1The record is unclear as to the reason settlement negotiations after May 27, 1999, took place with the estate's attorney rather than with the attorney who represented Mrs. Maycock in her capacity as beneficiary.

2Though the judge's order finds that the agreement took place on August 3, 1999, the letter evidencing the terms of the agreement prepared by the estate's attorney, the pleadings, and the probate distribution of the estate cite the date of settlement as August 4, 1999. 

3This is the same issue deemed waived and thus unanswered in Matter of Estate of McCormick, 926 P.2d 360 (Wyo. 1996), a case involving the enforcement of an oral estate distribution settlement agreement among an intestate's heirs.

 4"In this form, and without change, the Wyoming Statute of Frauds has been a part of Wyoming law since 1871, insofar as the sale of real estate is concerned."  Wallis v.

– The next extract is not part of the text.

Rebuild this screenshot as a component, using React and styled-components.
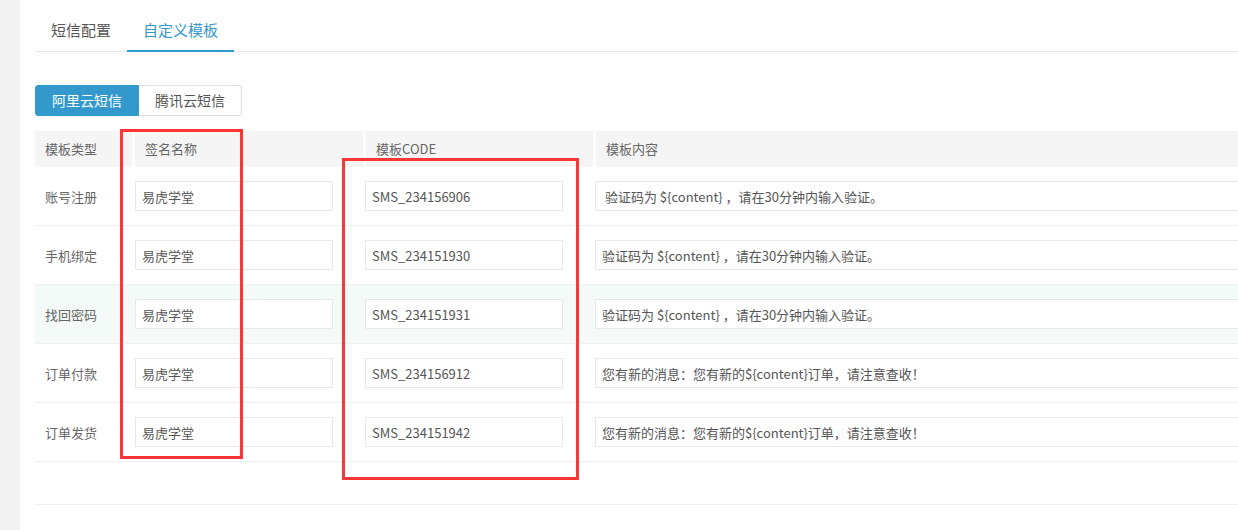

Bosler, 70 Wyo. 129, 139, 246 P.2d 771, 774 (Wyo. 1952). 

 5The original percentage of the sons' mineral interests is undetermined as it was to be based upon the size of their mother's share in the estate: "Share A." Likewise, the precise composition of Mrs. Maycock's elective share of the estate was never determined.

6See generally M.L. Cross, Annotation, Family Settlement of Testator's Estate, 29 A.L.R.3d 8, 27 § 4 (1970 & Supp. 2000).